小时候,爸妈说要学点什么,我就说试试,当然啦,学琴的辛苦自然不用多说,别家孩子在玩电脑看电视的时候,你会被叫走练琴,别家孩子写作业的时候你会被叫走练琴,如果你的天赋不咋滴,还会发现这玩意怎么练都难听,幸亏我确实有点小天赋,否则我也就是半途而废的节奏
这里要感谢我妈,我麻麻十分认真的督促我好好练琴,在那个十分煎熬的环境下依旧死扛不退,所以我才会坚持下来,或许天下所有通往成功的道理都有勤奋这一说吧
然后就不得不谈到我那位乐器老师,我的第一位乐器老师,一位有趣的老师,小时候记忆里的他温文尔雅,谦谦君子,慈眉善目,语态温柔,印象中在我家吃过两次便饭,每次都是客客气气的样子,非常简单利落的一个人。
长大后我就不得不感慨人心的复杂和老人的智慧了,从长辈们的闲聊中我得知,这位乐器老师是当年权利斗争的失败者,至今耿耿于怀,时不时找出一些被人遗弃和躲藏在黑暗中的材料。

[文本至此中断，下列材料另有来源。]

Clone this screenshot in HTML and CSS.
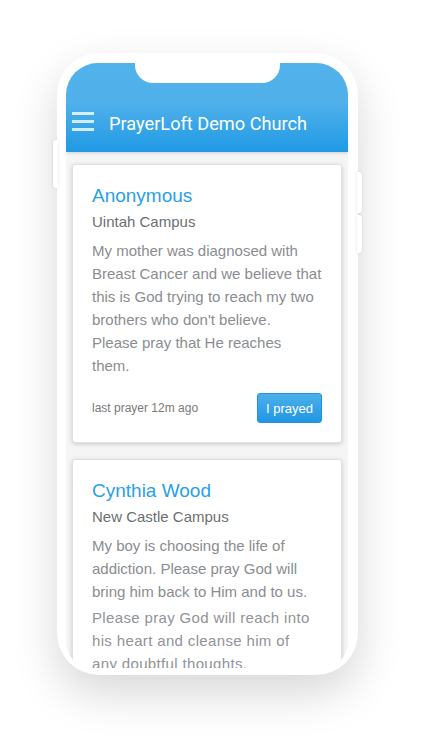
FILE: index.html
```html
<!DOCTYPE html>
<html lang="en">
<head>
    <meta charset="UTF-8" />
    <meta name="viewport" content="width=device-width, initial-scale=1" />
    <title>PrayerLoft Demo Church</title>
    <link rel="stylesheet" href="styles.css">
</head>
<body>
    <div class="stage">
        <div class="phone">
            <span class="side-btn left"></span>
            <span class="side-btn right-top"></span>
            <span class="side-btn right-bottom"></span>

            <div class="screen">
                <div class="notch"></div>

                <header class="topbar">
                    <div class="menu-icon">
                        <span></span>
                        <span></span>
                        <span></span>
                    </div>
                    <h1>PrayerLoft Demo Church</h1>
                </header>

                <div class="feed">
                    <div class="card">
                        <h2 class="name">Anonymous</h2>
                        <div class="campus">Uintah Campus</div>
                        <p class="request">My mother was diagnosed with Breast Cancer and we believe that this is God trying to reach my two brothers who don't believe.<br>Please pray that He reaches them.</p>
                        <div class="card-footer">
                            <span class="last">last prayer 12m ago</span>
                            <button class="pray-btn">I prayed</button>
                        </div>
                    </div>

                    <div class="card">
                        <h2 class="name">Cynthia Wood</h2>
                        <div class="campus">New Castle Campus</div>
                        <p class="request">My boy is choosing the life of addiction. Please pray God will bring him back to Him and to us.</p>
                        <p class="request more">Please pray God will reach into his heart and cleanse him of any doubtful thoughts.</p>
                    </div>
                </div>
            </div>
        </div>
    </div>
</body>
</html>
```

FILE: styles.css
```css
body {
    margin: 0;
    background: #fff;
    font-family: "Liberation Sans", Arial, sans-serif;
}

.stage {
    padding: 53px 0 0 57px;
    height: 690px;
}

.phone {
    position: relative;
    width: 301px;
    height: 622px;
    box-sizing: border-box;
    padding: 10px 10px 7px 9px;
    background: #fff;
    border-radius: 42px;
    box-shadow: 0 18px 45px rgba(0, 0, 0, 0.16);
}

.side-btn {
    position: absolute;
    width: 5px;
    background: #fff;
    box-shadow: 0 0 3px rgba(0, 0, 0, 0.12);
}

.side-btn.left {
    left: -4px;
    top: 87px;
    height: 48px;
    border-radius: 3px 0 0 3px;
}

.side-btn.right-top {
    right: -4px;
    top: 119px;
    height: 41px;
    border-radius: 0 3px 3px 0;
}

.side-btn.right-bottom {
    right: -4px;
    top: 162px;
    height: 38px;
    border-radius: 0 3px 3px 0;
}

.screen {
    position: relative;
    width: 282px;
    height: 605px;
    background: #f5f5f5;
    border-radius: 32px 32px 26px 26px;
    overflow: hidden;
}

.notch {
    position: absolute;
    top: 0;
    left: 69px;
    width: 145px;
    height: 20px;
    background: #fff;
    border-radius: 0 0 18px 18px;
    z-index: 2;
}

.topbar {
    height: 89px;
    box-sizing: border-box;
    padding: 48px 0 0 6px;
    display: flex;
    align-items: flex-start;
    gap: 15px;
    background: linear-gradient(#52b2eb, #4fb0ea 45%, #209ae5);
    box-shadow: 0 1px 3px rgba(0, 0, 0, 0.15);
    position: relative;
    z-index: 1;
}

.menu-icon {
    width: 22px;
    display: flex;
    flex-direction: column;
    gap: 5px;
    padding-top: 1px;
}

.menu-icon span {
    display: block;
    height: 3px;
    background: rgba(255, 255, 255, 0.78);
}

.topbar h1 {
    margin: 0;
    font-family: Roboto, "Liberation Sans", sans-serif;
    font-weight: 400;
    font-size: 18.2px;
    line-height: 26px;
    color: #fff;
}

.feed {
    padding: 12px 6px;
    display: flex;
    flex-direction: column;
    gap: 16px;
}

.card {
    background: #fff;
    border: 1px solid #e0e0e0;
    border-radius: 3px;
    box-shadow: 0 1px 4px rgba(0, 0, 0, 0.18);
    padding: 19px 19px 19px;
}

.name {
    margin: 0;
    font-size: 19px;
    line-height: 24px;
    font-weight: 400;
    color: #2a9fe6;
}

.campus {
    margin-top: 4px;
    font-size: 15px;
    line-height: 20px;
    color: #6c6f73;
}

.request {
    margin: 7px 0 0;
    font-size: 15px;
    line-height: 23px;
    color: #8a8d91;
}

.request.more {
    margin: 3px 12px 0 0;
    letter-spacing: 0.35px;
    color: #909398;
}

.card-footer {
    margin-top: 16px;
    display: flex;
    justify-content: space-between;
    align-items: center;
}

.last {
    font-size: 12px;
    color: #7a7a7a;
}

.pray-btn {
    height: 30px;
    padding: 0 8px;
    border: 1px solid #2294df;
    border-radius: 3px;
    background: linear-gradient(#4cafea, #2196e3);
    color: #fff;
    font-family: "Liberation Sans", Arial, sans-serif;
    font-size: 13px;
}
```
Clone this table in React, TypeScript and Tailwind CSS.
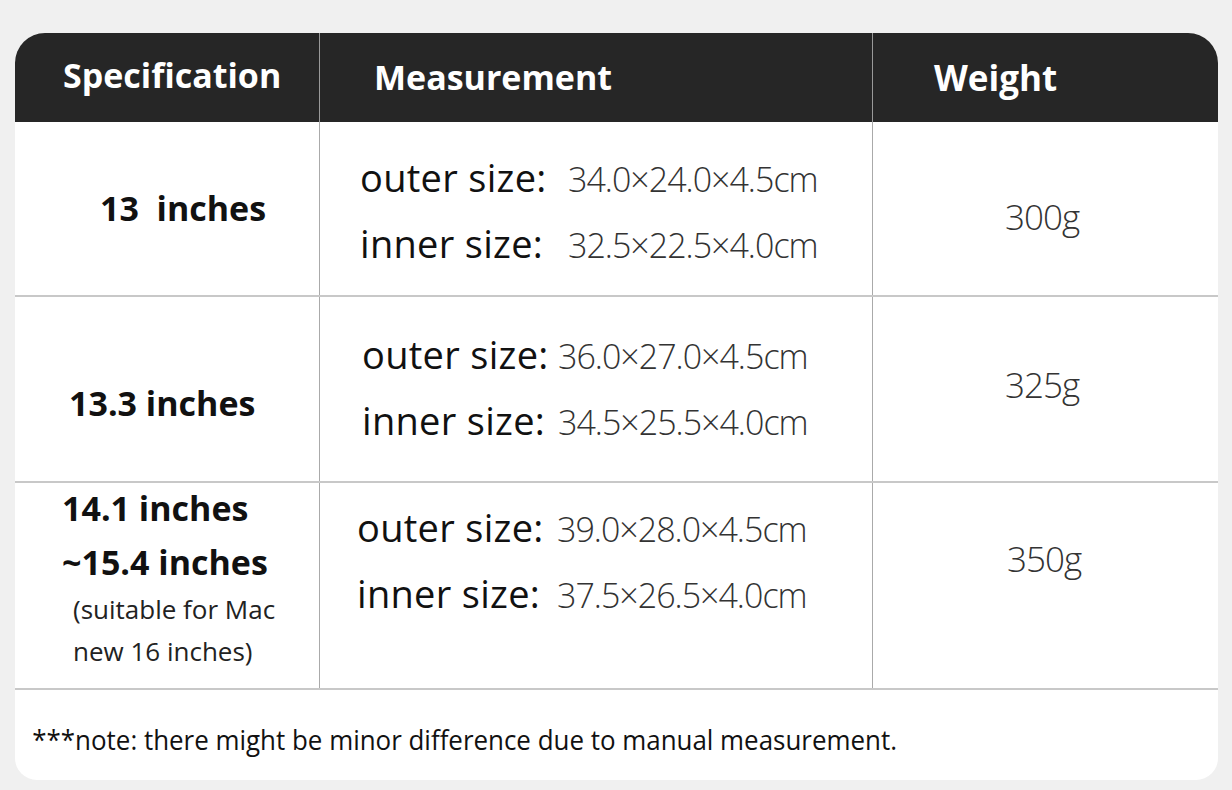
export default function App() {
  const label = 'text-[38px] text-[#111] leading-[66px] tracking-[0.3px]';
  const value = 'text-[34px] font-light text-[#333] tracking-[-1px]';
  const weight = 'text-[35px] font-light text-[#333] tracking-[-1px]';
  const spec = 'text-[34px] font-bold text-[#111]';
  return (
    <div className="min-h-screen w-full bg-[#f0f0f0] pt-[33px] pl-[15px]" style={{ fontFamily: '"Open Sans", "Noto Sans", sans-serif' }}>
      <div className="w-[1203px] h-[747px] bg-white rounded-t-[30px] rounded-b-[22px] overflow-hidden">
        {/* header */}
        <div className="grid grid-cols-[305px_553px_1fr] h-[89px] bg-[#262626] text-white text-[34px] font-bold">
          <div className="pl-[48px] pt-[17px] border-r border-[#999]">Specification</div>
          <div className="pl-[54px] pt-[19px] border-r border-[#999]">Measurement</div>
          <div className="pl-[61px] pt-[19px] text-[35px]">Weight</div>
        </div>

        {/* row 1 */}
        <div className="grid grid-cols-[305px_553px_1fr] h-[175px] border-b-2 border-[#c8c8c8]">
          <div className={`border-r border-[#aaa] pl-[85px] pt-[61px] ${spec}`}>13&nbsp; inches</div>
          <div className="border-r border-[#aaa] pl-[40px] pt-[22px]">
            <div className="flex items-baseline">
              <span className={`${label} w-[208px]`}>outer size:</span>
              <span className={value}>34.0×24.0×4.5cm</span>
            </div>
            <div className="flex items-baseline">
              <span className={`${label} w-[208px]`}>inner size:</span>
              <span className={value}>32.5×22.5×4.0cm</span>
            </div>
          </div>
          <div className={`pl-[132px] pt-[69px] ${weight}`}>300g</div>
        </div>

        {/* row 2 */}
        <div className="grid grid-cols-[305px_553px_1fr] h-[186px] border-b-2 border-[#c8c8c8]">
          <div className={`border-r border-[#aaa] pl-[54px] pt-[81px] ${spec}`}>13.3 inches</div>
          <div className="border-r border-[#aaa] pl-[42px] pt-[24px]">
            <div className="flex items-baseline">
              <span className={`${label} w-[196px]`}>outer size:</span>
              <span className={value}>36.0×27.0×4.5cm</span>
            </div>
            <div className="flex items-baseline">
              <span className={`${label} w-[196px]`}>inner size:</span>
              <span className={value}>34.5×25.5×4.0cm</span>
            </div>
          </div>
          <div className={`pl-[132px] pt-[62px] ${weight}`}>325g</div>
        </div>

        {/* row 3 */}
        <div className="grid grid-cols-[305px_553px_1fr] h-[207px] border-b-2 border-[#c8c8c8]">
          <div className="border-r border-[#aaa] pl-[47px] pt-[0px] text-[#111]">
            <div className={`${spec} leading-[50px]`}>14.1 inches</div>
            <div className={`${spec} leading-[60px] -mt-[1px]`}>~15.4 inches</div>
            <div className="pl-[11px] text-[26px] text-[#222] leading-[42px] -mt-[4px]">(suitable for Mac</div>
            <div className="pl-[11px] text-[26px] text-[#222] leading-[42px]">new 16 inches)</div>
          </div>
          <div className="border-r border-[#aaa] pl-[37px] pt-[11px]">
            <div className="flex items-baseline">
              <span className={`${label} w-[200px]`}>outer size:</span>
              <span className={value}>39.0×28.0×4.5cm</span>
            </div>
            <div className="flex items-baseline">
              <span className={`${label} w-[200px]`}>inner size:</span>
              <span className={value}>37.5×26.5×4.0cm</span>
            </div>
          </div>
          <div className={`pl-[134px] pt-[50px] ${weight}`}>350g</div>
        </div>

        {/* note */}
        <div className="pl-[18px] pt-[30px] text-[27px] text-[#111] scale-x-[0.96] origin-left whitespace-nowrap">
          ***note: there might be minor difference due to manual measurement.
        </div>
      </div>
    </div>
  );
}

都说放下仇恨是艰难的,我的老师很好的表现了这一点,他渴望被理解,渴望被认可,奈何社会并不会在这些奇奇怪怪的事件上认可他,他渴望权利与财富,但就像迟来的正义一般,伤痕早已刻在了他的身上,成为了永远的印记,难以洗除。
或许这就是他更愿意和小孩子打交道的原因吧,单纯,好懂,不需要太多的勾心斗角,只需要好好教导,宛如一张白纸,可以很用心地在上面涂上符合自己想法的颜色
但老师的故事毕竟是我道听途说,只是我学琴经历中的小插曲,更何况,我也不是亲身经历者,有所偏颇,只是颇为感慨,时运不济,冯唐易老,命运多舛,李广难封。或许这才是老师郁郁不得志的根本原因吧,他哀叹的是命运,但又不得不臣服于命运。
我喜欢练习快弓,喜欢二胡的撒欢快跑,如小马驹般,就像我的老师吹笛,喜欢干净利落不加修饰,但二胡毕竟是哀婉的乐器,不同于笛子本身有种明亮感,其本身哀婉的曲子又多,自然逃脱不了演奏哀乐的命运。
基本上所有的同学知道我学的乐器是二胡后,大家都是一种若有所思的表情,比较会玩的同学,第一反应会说,是不是街上卖艺的,并且顺势要给我个两三块的样子,可惜那时我年少无知,觉得尊严收到了深深地侮辱,如果是现在的我,一定会一边说着谢谢,一边抢走他们的钱包,并感谢他们为我艺术事业的更进一步作出了不小的贡献。
很想说学琴改变了我的气质,我的思想,我的本质,但其实并没有那么神奇,改变我的还是这个世界,这个环境,这个现实。我在音乐上确实有一定的天赋,所以我的老师希望我去报考一下音乐学院的附中,奈何打击很大,虽然我觉得我比他们优秀,但我依然落选,复盘整件事情外加多方打听我们才知道水深如渊,漆黑如墨,不得不感慨中国是一个人情社会
首先,我们得知的基本套路,考前一月入住音乐学院的招待所,考前一年请专家进行专门辅导,选琴,可谓耗资巨大,极尽培养,方有入选资格,万事俱备之下才能接受考试,可以说是套路与人情的结合,产业与教育的结合,金钱与权利的结合,也是那时候我深深感受到了世界的恶意,不公正与不平等
长大的我反倒释然了,因为一切都是等价交换,只不过这个成本比较高,我们家庭当时出不起,这个世界也没有什么公平或者公正,一切不过是利益交换与互相妥协,人与人之间所谓的温暖,不过是当权者粉饰的太平,可能更多是因为自我保护。只有少部分人真正相信并且坚定的执行,更多的人不过是化身为掠夺者,抢夺别人的温柔,并让世界有了更多的伪善者
我想这些都是学琴道路上的启示吧,很多人说的气质改变,一定是因为在接受高雅音乐的熏陶后明白了许多为人处世的道理,就像那音乐中强调的轻重缓急仿佛人做事要时不时把握的尺度,那一串串的音符仿佛是人需要熟记的经典套路。
学习总能使人进步,不会使人退步,因为他会改变你的思考模式,让你对万事万物有了新的看法,会有一种,原来还有这种操作的惊奇感,整个眼界想法都会因为学习而变得崭新起来。
也许这就是年少的快乐吧,学学琴,静静心,然后就会自然思考起来,明白更多更深的套路,想通世间万物的联系,在面对世间错综复杂的关系时不是慌乱而是冷静,毕竟着急解决不了问题。